See the Python SDK Reference for the full explanation.

These live in overmind.tracing (import them explicitly) and cover less common cases:

from overmind.tracing import (
start_child_span, # like start_span(), but force-nests under the current span
set_workflow_name, # label every downstream span with a workflow name
set_agent_name, # bind downstream spans to a named agent
set_conversation_id, # group multiple traces into one chat session
conversation, # decorator form of set_conversation_id
observe_safe, # like @observe, but skips input/output capture (sensitive data)
force_flush_traces, # best-effort flush before a short-lived process exits
)

observe_safe is handy for functions that handle secrets or large payloads you don’t want serialized into span attributes. force_flush_traces() is worth calling at the end of scripts and serverless handlers so buffered spans are exported before the process dies.


import os
from overmind import (
init, entry_point, tool, start_span,
set_user, set_tag, capture_exception, SpanType,
)
from openai import OpenAI
os.environ.setdefault("OVERMIND_API_KEY", "ovr_your_key_here")
init(service_name="customer-support", environment="production", providers=["openai"])
client = OpenAI()
@tool("lookup_order")
def lookup_order(order_id: str) -> dict:
return {"id": order_id, "status": "shipped"}
@entry_point("handle_support_query")
def handle_support_query(user_id: str, question: str) -> str:
set_user(user_id=user_id)
set_tag("workflow", "support")
with start_span("gather_context", span_type=SpanType.FUNCTION):
order = lookup_order("A-1001")
try:
response = client.chat.completions.create(
model="gpt-5-mini",
messages=[
{"role": "system", "content": "You are a helpful customer support agent."},
{"role": "user", "content": f"{question}\n\nOrder: {order}"},
],
)
return response.choices[0].message.content
except Exception as e:
capture_exception(e)
raise
print(handle_support_query("user-123", "Where is my order?"))

This produces a single trace: handle_support_query (entry point) → gather_contextlookup_order (tool) → the OpenAI llm_call, all tagged with the user and workflow.


The JS/TS SDK focuses on automatic provider instrumentation. One initTracing() call wires the clients you already use:

import { OpenAI } from "openai";
import { OvermindClient } from "@overmind-lab/trace-sdk";
const overmindClient = new OvermindClient({
apiKey: process.env.OVERMIND_API_KEY!,
appName: "my-app",
});
overmindClient.initTracing({
enableBatching: true,
enabledProviders: { openai: OpenAI },
});
// ... your existing OpenAI / Anthropic / Gemini calls are now traced ...
await overmindClient.shutdown(); // flush buffered spans before exit

Always call shutdown() before a short-lived process exits (scripts, serverless), especially with enableBatching: true, or buffered spans may be lost. For custom spans in JS/TS, use the standard OpenTelemetry API directly — the decorator/start_span helpers described above are a Python SDK feature.

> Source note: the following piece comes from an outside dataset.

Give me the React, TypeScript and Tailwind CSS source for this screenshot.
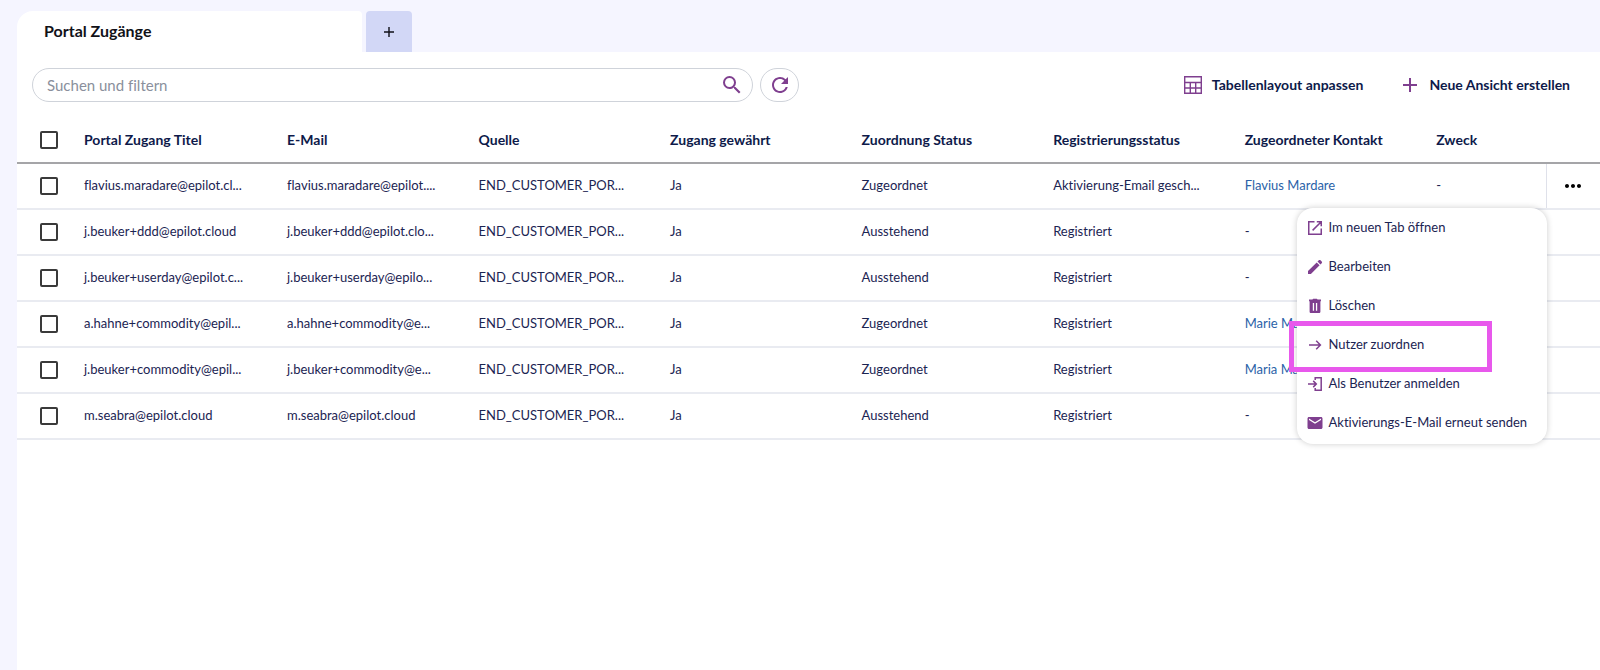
import React, { useState } from 'react';
import { MdEmail, MdMoreHoriz, MdRefresh, MdSearch } from 'react-icons/md';

interface Access {
  title: string;
  email: string;
  status: string;
  registration: string;
  contact?: string;
}

const ACCESSES: Access[] = [
  { title: 'flavius.maradare@epilot.cl...', email: 'flavius.maradare@epilot....', status: 'Zugeordnet', registration: 'Aktivierung-Email gesch...', contact: 'Flavius Mardare' },
  { title: 'j.beuker+ddd@epilot.cloud', email: 'j.beuker+ddd@epilot.clo...', status: 'Ausstehend', registration: 'Registriert' },
  { title: 'j.beuker+userday@epilot.c...', email: 'j.beuker+userday@epilo...', status: 'Ausstehend', registration: 'Registriert' },
  { title: 'a.hahne+commodity@epil...', email: 'a.hahne+commodity@e...', status: 'Zugeordnet', registration: 'Registriert', contact: 'Marie Ma' },
  { title: 'j.beuker+commodity@epil...', email: 'j.beuker+commodity@e...', status: 'Zugeordnet', registration: 'Registriert', contact: 'Maria Ma' },
  { title: 'm.seabra@epilot.cloud', email: 'm.seabra@epilot.cloud', status: 'Ausstehend', registration: 'Registriert' },
];

const COLUMNS = [
  'Portal Zugang Titel',
  'E-Mail',
  'Quelle',
  'Zugang gewährt',
  'Zuordnung Status',
  'Registrierungsstatus',
  'Zugeordneter Kontakt',
  'Zweck',
];

function TableIcon() {
  return (
    <svg width="18" height="18" viewBox="0 0 18 18" fill="none" stroke="currentColor" strokeWidth="1.4">
      <path d="M.7 .7h16.6v16.6H.7zM.7 6.5h16.6M.7 12h16.6M6.3 6.5v10.8M11.7 6.5v10.8" />
    </svg>
  );
}

function PlusIcon({ size }: { size: number }) {
  return (
    <svg width={size} height={size} viewBox="0 0 14 14" fill="none" stroke="currentColor" strokeWidth="2">
      <path d="M7 0v14M0 7h14" />
    </svg>
  );
}

function OpenIcon() {
  return (
    <svg width="16" height="16" viewBox="0 0 16 16" fill="none" stroke="currentColor" strokeWidth="1.5">
      <path d="M7.5 1.75H1.75v12.5h12.5V8.5M9.8 1.75h4.45V6.2M14 2 5.6 10.4" />
    </svg>
  );
}

function PencilIcon() {
  return (
    <svg width="16" height="16" viewBox="0 0 16 16" fill="currentColor">
      <path d="M1 15v-2.9l8.7-8.7 2.9 2.9L3.9 15zM10.5 2.6l1.3-1.3c.5-.5 1.2-.5 1.7 0l1.2 1.2c.5.5.5 1.2 0 1.7l-1.3 1.3z" />
    </svg>
  );
}

function TrashIcon() {
  return (
    <svg width="16" height="16" viewBox="0 0 16 16" fill="currentColor" fillRule="evenodd">
      <path d="M2 1.6h3.4L6.2.8h3.6l.8.8H14v1.6H2zM2.6 3.2h10.8v10.5c0 .8-.6 1.4-1.4 1.4H4c-.8 0-1.4-.6-1.4-1.4zM5.8 5v7.8h1.3V5zM8.9 5v7.8h1.3V5z" />
    </svg>
  );
}

function ArrowIcon() {
  return (
    <svg width="16" height="16" viewBox="0 0 16 16" fill="none" stroke="currentColor" strokeWidth="1.5">
      <path d="M2 8h11.4M9.2 3.8 13.4 8l-4.2 4.2" />
    </svg>
  );
}

function LoginIcon() {
  return (
    <svg width="16" height="16" viewBox="0 0 16 16" fill="none" stroke="currentColor" strokeWidth="1.5">
      <path d="M1 8h8.2M6.2 4.9 9.3 8l-3.1 3.1M8.2 4V1.75h6v12.5h-6V12" />
    </svg>
  );
}

const ACTIONS = [
  { label: 'Im neuen Tab öffnen', icon: <OpenIcon /> },
  { label: 'Bearbeiten', icon: <PencilIcon /> },
  { label: 'Löschen', icon: <TrashIcon /> },
  { label: 'Nutzer zuordnen', icon: <ArrowIcon />, highlighted: true },
  { label: 'Als Benutzer anmelden', icon: <LoginIcon /> },
  { label: 'Aktivierungs-E-Mail erneut senden', icon: <MdEmail size={18} /> },
];

function RowMenu() {
  return (
    <div
      role="menu"
      className="absolute top-[44px] right-full z-10 w-[250px] rounded-2xl bg-white pb-0.5 shadow-[0_0_6px_rgba(0,0,0,0.2)]"
    >
      {ACTIONS.map((action) => (
        <div key={action.label} className="relative">
          <button
            type="button"
            role="menuitem"
            className="flex h-[39px] w-full items-center gap-1 pl-2 text-left whitespace-nowrap"
          >
            <span className="flex w-5 justify-center text-[#7f3f8f]">{action.icon}</span>
            {action.label}
          </button>
          {action.highlighted && (
            <div className="pointer-events-none absolute -top-1 right-[55px] -bottom-2 -left-2 border-[5px] border-[#e858ec]" />
          )}
        </div>
      ))}
    </div>
  );
}

function Checkbox({ label }: { label: string }) {
  return (
    <input
      type="checkbox"
      aria-label={label}
      className="mx-auto block size-[18px] appearance-none rounded-xs border-2 border-[#3a3a3a] bg-white checked:bg-[#7f3f8f]"
    />
  );
}

function AccessRow({ access, menuOpen, onToggleMenu }: { access: Access; menuOpen: boolean; onToggleMenu: () => void }) {
  return (
    <tr className="h-[46px] border-b-2 border-[#e9ebf1]">
      <td className="pl-3">
        <Checkbox label={access.title} />
      </td>
      <td className="px-4">{access.title}</td>
      <td className="px-4">{access.email}</td>
      <td className="px-4">END_CUSTOMER_POR...</td>
      <td className="px-4">Ja</td>
      <td className="px-4">{access.status}</td>
      <td className="px-4">{access.registration}</td>
      <td className="px-4">
        {access.contact ? (
          <a href="#" className="text-[#2a62a8]">{access.contact}</a>
        ) : (
          '-'
        )}
      </td>
      <td className="px-4">{menuOpen && '-'}</td>
      <td className={menuOpen ? 'relative border-l border-[#dfe1ea]' : ''}>
        {menuOpen && (
          <>
            <button type="button" aria-label="Aktionen" onClick={onToggleMenu} className="mx-auto block text-black">
              <MdMoreHoriz size={24} />
            </button>
            <RowMenu />
          </>
        )}
      </td>
    </tr>
  );
}

export default function App() {
  const [query, setQuery] = useState('');
  const [openRow, setOpenRow] = useState(0);

  return (
    <div className="min-h-screen bg-[#f5f5ff] pt-[11px] pl-[17px] font-['Lato',sans-serif] text-[13px] text-[#1b2452] [font-variant-ligatures:none]">
      <div className="flex h-[41px] gap-1">
        <button type="button" className="w-[345px] rounded-tl-2xl rounded-tr-sm bg-white pb-0.5 pl-[27px] text-left text-base font-bold text-[#111118]">
          Portal Zugänge
        </button>
        <button type="button" aria-label="Neuer Tab" className="flex w-[46px] items-center justify-center rounded-t-sm bg-[#d2d7f6] text-[#111118]">
          <PlusIcon size={10} />
        </button>
      </div>

      <main className="min-h-[calc(100vh-52px)] bg-white">
        <div className="flex items-center gap-[7px] pt-4 pr-[30px] pl-[15px]">
          <div className="flex h-[34px] w-[721px] items-center rounded-full border border-[#cfd3da] pr-2 pl-[14px]">
            <input
              type="text"
              aria-label="Suchen und filtern"
              placeholder="Suchen und filtern"
              value={query}
              onChange={(e) => setQuery(e.target.value)}
              className="min-w-0 flex-1 text-[15px] outline-none placeholder:text-[#8a8f9c]"
            />
            <button type="button" aria-label="Suchen" className="text-[#7f3f8f]">
              <MdSearch size={24} />
            </button>
          </div>
          <button type="button" aria-label="Aktualisieren" className="flex h-[34px] w-[39px] items-center justify-center rounded-full border border-[#cfd3da] text-[#7f3f8f]">
            <MdRefresh size={24} />
          </button>
          <div className="ml-auto flex gap-10 text-sm font-bold text-[#0e1a4a]">
            <button type="button" className="flex items-center gap-2.5">
              <span className="text-[#7f3f8f]"><TableIcon /></span>
              Tabellenlayout anpassen
            </button>
            <button type="button" className="flex items-center gap-3">
              <span className="text-[#7f3f8f]"><PlusIcon size={14} /></span>
              Neue Ansicht erstellen
            </button>
          </div>
        </div>

        <table className="mt-[15px] w-full table-fixed border-collapse whitespace-nowrap">
          <colgroup>
            <col className="w-[51px]" />
            <col className="w-[203px]" />
            <col className="w-[12.1%]" />
            <col className="w-[12.1%]" />
            <col className="w-[12.1%]" />
            <col className="w-[12.1%]" />
            <col className="w-[12.1%]" />
            <col className="w-[12.1%]" />
            <col />
            <col className="w-[54px]" />
          </colgroup>
          <thead>
            <tr className="h-[46px] border-b-2 border-[#a5a5a8] text-sm text-[#0e1a4a]">
              <th className="pl-3">
                <Checkbox label="Alle auswählen" />
              </th>
              {COLUMNS.map((column) => (
                <th key={column} className="px-4 text-left font-bold">{column}</th>
              ))}
              <th />
            </tr>
          </thead>
          <tbody>
            {ACCESSES.map((access, index) => (
              <AccessRow
                key={access.title}
                access={access}
                menuOpen={openRow === index}
                onToggleMenu={() => setOpenRow(index)}
              />
            ))}
          </tbody>
        </table>
      </main>
    </div>
  );
}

See the JS/TS SDK Reference for providers, batching, environment variables, and shutdown patterns.


  • Call init() / initTracing() once, first. Before any LLM call or framework setup, at the top of your entry point.
  • Name services per agent or workflow. Give the support bot, the summarizer, and the code assistant distinct service_name / appName values so Overmind keeps their agents separate.
  • Trace the work around the model call, not just the call. Wrap your entry point with @entry_point, multi-step logic with @workflow, and each tool with @tool — that structure is what makes traces (and the optimizer) useful.
  • Tag traces with the metadata you’ll want to filter on. set_user() for identity, set_tag() for tenant, feature flag, workflow, or version.
  • Roll out in staging first, then production, and keep tracing on in production — continuous real-world traces give the optimizer the most signal.
  • Enable batching in production (enableBatching: true in JS) and flush before exit (force_flush_traces() in Python, shutdown() in JS) for short-lived processes.